The Murat government pursued administrative, legal and urban reforms intended to present Naples as a modern capital. Its cultural ambitions were expressed through public works, archaeology, museums and artistic patronage. The excavations at Pompeii and Herculaneum were already internationally renowned, while the combination of ancient remains, volcanic scenery and the Bay of Naples continued to attract artists, scholars and travellers from across Europe. The court itself became notably cosmopolitan, bringing together painters, architects, antiquarians and collectors from France, Austria, Germany and elsewhere.
Caroline Murat took an especially active interest in the arts. Her patronage extended beyond dynastic portraiture and history painting to landscape, topographical views and scenes connected with Naples and its royal residences. Such works could record the appearance of the kingdom while also contributing to the court’s presentation of itself as cultivated and reforming. Caroline supported or collected artists including Simon Denis (1755–1813), Alexandre-Hyacinthe Dunouy (1757–1841), François-Marius Granet (1775–1849) and Joseph Rebell, whose different approaches demonstrate the range of landscape and historical painting encouraged around the court.
The history and original function of Rebell’s work for Caroline have been clarified in particular by Gennaro Toscano, who has reconstructed the passage of the paintings from Naples to the Musée Condé at Chantilly. Between 1813 and 1815 Rebell produced thirteen views for the queen, ten of which are now at Chantilly. Toscano has suggested that the group was probably intended for the Villa Favorita at Resina, a royal residence on the Vesuvian coast, since the paintings do not appear in the surviving inventories of either the Royal Palace in Naples or the palace at Portici.
The views depict royal residences, harbours and recognisable sites around the Bay of Naples. They remained in Naples after Caroline’s departure and later entered the collection of Leopoldo di Borbone, Prince of Salerno, a younger son of the restored Bourbon king Ferdinand I. In 1854 they were purchased by Henri d’Orléans, Duke of Aumale, the French prince and collector whose collections eventually formed the Musée Condé. At Chantilly the group lost some of its original unity, with the paintings distributed among different rooms and two adapted as overdoors, but their common origin in Caroline’s patronage can still be reconstructed.
The commission established Rebell’s reputation as a painter of lucid and carefully observed views. In Il Palazzo Reale di Napoli visto dall’Arsenale (1814), the palace, its hanging gardens and the buildings along the waterfront are seen from an unusual position near the naval arsenal. Architecture, shipping and military installations are recorded precisely, but the clarity of the description is softened by the atmosphere of the bay and by small details of contemporary activity.

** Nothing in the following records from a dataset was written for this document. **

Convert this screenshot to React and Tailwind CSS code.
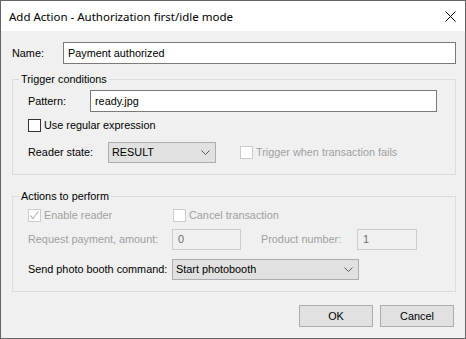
const BODY_FONT = "font-['Liberation_Sans',Arial,sans-serif] text-[10.85px] leading-[13px]";

function Chevron() {
  return (
    <svg width="9" height="5" viewBox="0 0 9 5" className="shrink-0">
      <polyline points="0.5,0.5 4.5,4.5 8.5,0.5" fill="none" stroke="#5a5a5a" strokeWidth="1" />
    </svg>
  );
}

function Checkbox({ checked = false, disabled = false, label, className = '' }) {
  return (
    <div className={`flex h-[13px] items-center ${className}`}>
      <span
        className={`flex h-[13px] w-[13px] shrink-0 items-center justify-center border bg-white ${
          disabled ? 'border-[#cccccc]' : 'border-[#333333]'
        }`}
      >
        {checked && (
          <svg width="11" height="11" viewBox="0 0 11 11">
            <polyline points="1.5,5.5 4,8.5 9.5,1.5" fill="none" stroke="#b8b8b8" strokeWidth="1.2" />
          </svg>
        )}
      </span>
      <span className={`ml-[3px] whitespace-nowrap ${disabled ? 'text-[#a0a0a0]' : 'text-black'}`}>{label}</span>
    </div>
  );
}

function TextBox({ value, className = '', disabled = false }) {
  return (
    <div
      className={`flex h-[22px] items-center border pl-[4px] ${
        disabled ? 'border-[#cccccc] bg-[#f0f0f0] text-[#6d6d6d]' : 'border-[#7a7a7a] bg-white text-black'
      } ${className}`}
    >
      {value}
    </div>
  );
}

function Select({ value, className = '' }) {
  return (
    <div
      className={`flex h-[21px] items-center justify-between border border-[#adadad] bg-[#e1e1e1] pl-[3px] pr-[5px] text-black ${className}`}
    >
      <span>{value}</span>
      <Chevron />
    </div>
  );
}

function Group({ title, children, className = '' }) {
  return (
    <fieldset className={`ml-[1px] border border-[#dcdcdc] pl-[15px] pb-[11px] ${className}`}>
      <legend className="-ml-[9px] px-[2px] leading-[15px] text-black">{title}</legend>
      {children}
    </fieldset>
  );
}

export default function App() {
  return (
    <div className={`flex h-[339px] w-[466px] flex-col border border-[#646464] bg-[#f0f0f0] ${BODY_FONT}`}>
      {/* Title bar */}
      <div className="flex h-[30px] shrink-0 items-center justify-between bg-white pl-[8px] pr-[9px]">
        <span className="font-['Noto_Sans',sans-serif] text-[11.5px] text-black">
          Add Action - Authorization first/idle mode
        </span>
        <svg width="11" height="11" viewBox="0 0 11 11">
          <path d="M0.5 0.5 L10.5 10.5 M10.5 0.5 L0.5 10.5" stroke="#000" strokeWidth="1" />
        </svg>
      </div>

      <div className="flex flex-1 flex-col pl-[10px] pr-[9px]">
        {/* Name */}
        <div className="mt-[11px] flex items-center">
          <span className="w-[52px] pl-[1px] text-black">Name:</span>
          <TextBox value="Payment authorized" className="flex-1" />
        </div>

        <Group title="Trigger conditions" className="mt-[8px]">
          <div className="mt-[3px] flex items-center">
            <span className="w-[62px] text-black">Pattern:</span>
            <TextBox value="ready.jpg" className="w-[347px]" />
          </div>
          <Checkbox label="Use regular expression" className="mt-[7px]" />
          <div className="mt-[10px] flex items-center">
            <span className="w-[80px] text-black">Reader state:</span>
            <Select value="RESULT" className="w-[108px]" />
            <Checkbox disabled label="Trigger when transaction fails" className="ml-[24px]" />
          </div>
        </Group>

        <Group title="Actions to perform" className="mt-[14px]">
          <div className="mt-[5px] flex items-center">
            <Checkbox checked disabled label="Enable reader" className="w-[145px]" />
            <Checkbox disabled label="Cancel transaction" />
          </div>
          <div className="mt-[7px] flex items-center">
            <span className="w-[144px] text-[#a0a0a0]">Request payment, amount:</span>
            <TextBox disabled value="0" className="!h-[21px] w-[69px] !pl-[5px]" />
            <span className="ml-[20px] w-[96px] text-[#a0a0a0]">Product number:</span>
            <TextBox disabled value="1" className="!h-[21px] w-[60px] !pl-[5px]" />
          </div>
          <div className="mt-[9px] flex items-center">
            <span className="w-[144px] text-black">Send photo booth command:</span>
            <Select value="Start photobooth" className="w-[187px]" />
          </div>
        </Group>

        {/* Buttons */}
        <div className="mt-[13px] flex justify-end gap-[7px] pr-[2px]">
          <button className="h-[22px] w-[74px] border border-[#adadad] bg-[#e1e1e1] text-black">OK</button>
          <button className="h-[22px] w-[74px] border border-[#adadad] bg-[#e1e1e1] text-black">Cancel</button>
        </div>
      </div>
    </div>
  );
}
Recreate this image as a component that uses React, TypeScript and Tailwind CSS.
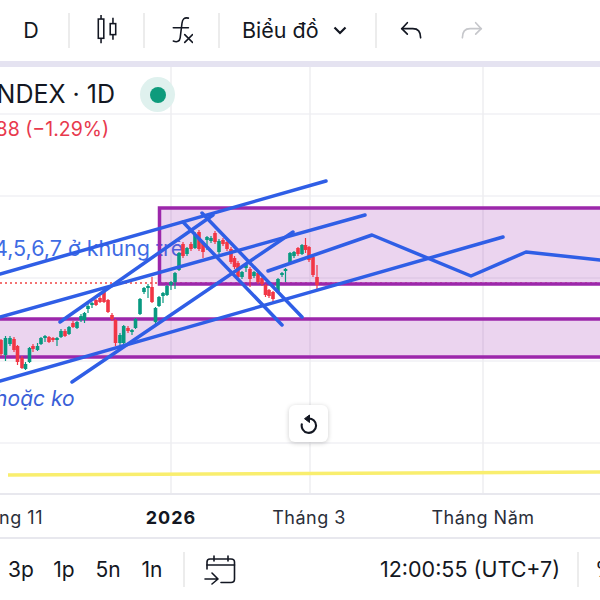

Veduta di Baia (1813) presents another aspect of the commission. The historical and antiquarian associations of the site are absorbed into a quieter coastal landscape of trees, open water, paths and figures. Its human presence is anecdotal rather than dramatic: everyday life is included within the broader character of the place rather than separated from it as an independent subject.

In Il Palazzo Reale di Portici visto dal parco (1814), Rebell joins courtly representation to archaeology and landscape. The palace is approached through its park, while the ancient statue of Marcus Nonius Balbus, excavated at Herculaneum and transferred to Portici, occupies the foreground. The painting thus brings together a modern royal residence, the material remains of antiquity and the natural setting of the Vesuvian coast.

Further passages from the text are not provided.